When two black holes collide, space and time shake and energy spreads out like ripples in a pond. These gravitational waves, predicted by Einstein in 1916, were observed for the first time by the Laser Interferometer Gravitational-Wave Observatory (LIGO) telescope in September 2015. Observing gravitational waves is an unfathomably complicated feat of engineering: to detect a gravitational wave the size of the solar system, one must measure changes in length smaller than the diameter of an atomic nucleus.
But now, researchers from the Okinawa Institute for Science and Technology (OIST), the University of Tohoku and the University of Tokyo have proposed a method for simulating gravitational waves on the laboratory bench through the quantum condensate of cold atoms. The scientists are all current or previous members of the Theory of Quantum Matter Unit at OIST, and their findings have now been published in the journal Physical Review B, where the paper was selected as the Editor's choice.
"Einstein's theory of general relativity changed the way we think about space and time," recounts Professor Nic Shannon, senior author of the study and head of the unit. "It taught us that space can bend to make a black hole, and that it can vibrate, creating waves which cross the universe at the speed of light. These gravitational waves contain important information about our universe. The problem is that they are very, very hard to observe."
To address this challenge, scientists have built giant gravitational wave telescopes such as LIGO in the USA, the Virgo interferometer in Europe, and the Kamioka Gravitational Wave Detector (KAGRA) in Japan. But even with these instruments that measure many kilometers across, we can only detect waves coming from the most violent astronomical events, like black holes colliding.

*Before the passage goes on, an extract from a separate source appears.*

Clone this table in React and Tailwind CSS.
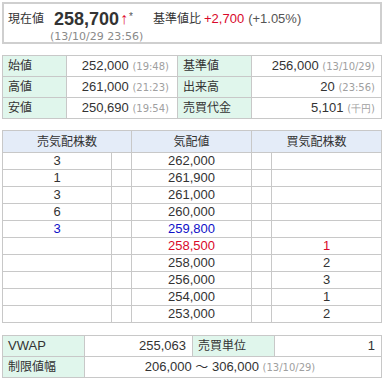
import React from 'react';

const sells = [
  { qty: '3', price: '262,000' },
  { qty: '1', price: '261,900' },
  { qty: '3', price: '261,000' },
  { qty: '6', price: '260,000' },
  { qty: '3', price: '259,800', blue: true },
];

const buys = [
  { qty: '1', price: '258,500', red: true },
  { qty: '2', price: '258,000' },
  { qty: '3', price: '256,000' },
  { qty: '1', price: '254,000' },
  { qty: '2', price: '253,000' },
];

function Sub({ children }) {
  return <span className="font-['DejaVu_Sans',sans-serif] text-[10px] text-[#a0a0a0]">{children}</span>;
}

export default function App() {
  const lbl = 'bg-[#e0f6ec] border border-[#c8c8c8] text-[12px] pl-[5px] text-left';
  const val = 'border border-[#c8c8c8] text-[13px] text-right';

  return (
    <div className="w-[384px] h-[383px] bg-white px-[2px] pt-[2px] text-[#333] font-['Liberation_Sans','Noto_Sans_CJK_JP',sans-serif]">
      {/* current price */}
      <div className="h-[42px] border-2 border-[#cfcfcf] pl-[4px] pt-[5px]">
        <div className="flex items-center h-[20px]">
          <span className="text-[12px] w-[46px]">現在値</span>
          <span className="text-[18px] font-bold leading-none">258,700</span>
          <span className="text-[16px] text-[#e0102f] ml-[1px] leading-none">↑</span>
          <span className="text-[10px] text-[#555] -mt-[6px] ml-[1px]">*</span>
          <span className="text-[12px] ml-[20px]">基準値比</span>
          <span className="text-[13px] text-[#d9082a] ml-[3px]">+2,700</span>
          <span className="text-[13px] text-[#555] ml-[4px]">(+1.05%)</span>
        </div>
        <div className="flex mt-[1px]">
          <div className="w-[42px] shrink-0"></div>
          <span className="font-['DejaVu_Sans',sans-serif] text-[11px] text-[#8a8a8a] leading-[13px]">
            (13/10/29 23:56)
          </span>
        </div>
      </div>

      {/* price summary */}
      <table className="mt-[11px] w-[380px] table-fixed border-collapse">
        <colgroup>
          <col className="w-[64px]" />
          <col className="w-[111px]" />
          <col className="w-[74px]" />
          <col />
        </colgroup>
        <tbody>
          {[
            ['始値', '252,000', '(19:48)', '基準値', '256,000', '(13/10/29)'],
            ['高値', '261,000', '(21:23)', '出来高', '20', '(23:56)'],
            ['安値', '250,690', '(19:54)', '売買代金', '5,101', '(千円)'],
          ].map((r) => (
            <tr key={r[0]} className="h-[21px]">
              <td className={lbl}>{r[0]}</td>
              <td className={val + ' pr-[8px]'}>
                {r[1]} <Sub>{r[2]}</Sub>
              </td>
              <td className={lbl}>{r[3]}</td>
              <td className={val + ' pr-[6px]'}>
                {r[4]} <Sub>{r[5]}</Sub>
              </td>
            </tr>
          ))}
        </tbody>
      </table>

      {/* order book */}
      <table className="mt-[11px] w-[380px] table-fixed border-collapse text-[13px]">
        <colgroup>
          <col className="w-[109px]" />
          <col className="w-[20px]" />
          <col className="w-[120px]" />
          <col className="w-[20px]" />
          <col />
        </colgroup>
        <thead>
          <tr className="h-[22px] bg-[#e4ecf8] text-[12px]">
            <th colSpan={2} className="border border-[#c8c8c8] font-normal">売気配株数</th>
            <th className="border border-[#c8c8c8] font-normal">気配値</th>
            <th colSpan={2} className="border border-[#c8c8c8] font-normal">買気配株数</th>
          </tr>
        </thead>
        <tbody>
          {sells.map((r, i) => (
            <tr key={'s' + i} className="h-[17px] leading-[16px]">
              <td className={'border border-[#c8c8c8] text-center ' + (r.blue ? 'text-[#1010c8]' : '')}>{r.qty}</td>
              <td className="border border-[#c8c8c8]"></td>
              <td className={'border border-[#c8c8c8] text-center ' + (r.blue ? 'text-[#1010c8]' : '')}>{r.price}</td>
              <td className="border border-[#c8c8c8]"></td>
              <td className="border border-[#c8c8c8]"></td>
            </tr>
          ))}
          {buys.map((r, i) => (
            <tr key={'b' + i} className="h-[17px] leading-[16px]">
              <td className="border border-[#c8c8c8]"></td>
              <td className="border border-[#c8c8c8]"></td>
              <td className={'border border-[#c8c8c8] text-center ' + (r.red ? 'text-[#d9082a]' : '')}>{r.price}</td>
              <td className="border border-[#c8c8c8]"></td>
              <td className={'border border-[#c8c8c8] text-center ' + (r.red ? 'text-[#d9082a]' : '')}>{r.qty}</td>
            </tr>
          ))}
        </tbody>
      </table>

      {/* vwap / limits */}
      <table className="mt-[12px] w-[380px] table-fixed border-collapse">
        <colgroup>
          <col className="w-[82px]" />
          <col className="w-[108px]" />
          <col className="w-[82px]" />
          <col />
        </colgroup>
        <tbody>
          <tr className="h-[21px]">
            <td className={lbl + ' !text-[13px]'}>VWAP</td>
            <td className={val + ' pr-[6px]'}>255,063</td>
            <td className={lbl}>売買単位</td>
            <td className={val + ' pr-[6px]'}>1</td>
          </tr>
          <tr className="h-[21px]">
            <td className={lbl}>制限値幅</td>
            <td colSpan={3} className="border border-[#c8c8c8] text-[13px] text-center pr-[6px]">
              206,000 〜 306,000 <Sub>(13/10/29)</Sub>
            </td>
          </tr>
        </tbody>
      </table>
    </div>
  );
}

An alternative approach is to explore phenomena on Earth that mimic different aspects of general relativity. By chance, the team realized that a quantum phenomenon they had been studying in the context of magnets and cold atoms in the lab could provide an exact analogue of gravitational waves.
"This result is important," says Professor Han Yan of the University of Tokyo, "because it makes it possible to simulate and study gravitational waves in a much simpler experimental setting and use the results to help us to understand real gravitational waves."
In addition to his predictions about gravitational waves, Einstein's also predicted that bosons, a type of quantum particle, could, when cooled down, exist in a state that allows for the formation of Bose-Einstein Condensate (BEC), whereby a group of particles act in perfect unison.
The team focused on matter in a specific type of BEC, called spin nematics. "Nematic phases are all around us," explains Prof. Shannon, "in the Liquid Crystal Displays (LCDs) of our smartphones, tablets and televisions." In LCDs, tiny rod-shaped molecules line up uniformly, and control the flow of light in the screen. The OIST team had been studying the quantum versions of liquid crystals, spin nematics, for some time. Unlike the molecules in LCDs, the quantum particles in a spin-nematic state support waves, which carry energy across the system. "We realized that the properties of the waves in the spin-nematic state are mathematically identical to those of gravitational waves," says Prof. Shannon, "and thanks to earlier work with Profs Rico Pohle and Yutaka Akagi, we knew how to simulate these waves."
"I've always been fascinated by the fact that we can describe what seem to be different phenomena by very similar underlying mathematical structures, and for me this is the most beautiful part of physics," says Dr. Leilee Chojnacki from the OIST unit and lead author of the study. "So, it was very exciting for me to work on two very different branches of physics, gravitational waves and the quantum physics of cold atoms, and bring them together in a way which hadn't previously been explored."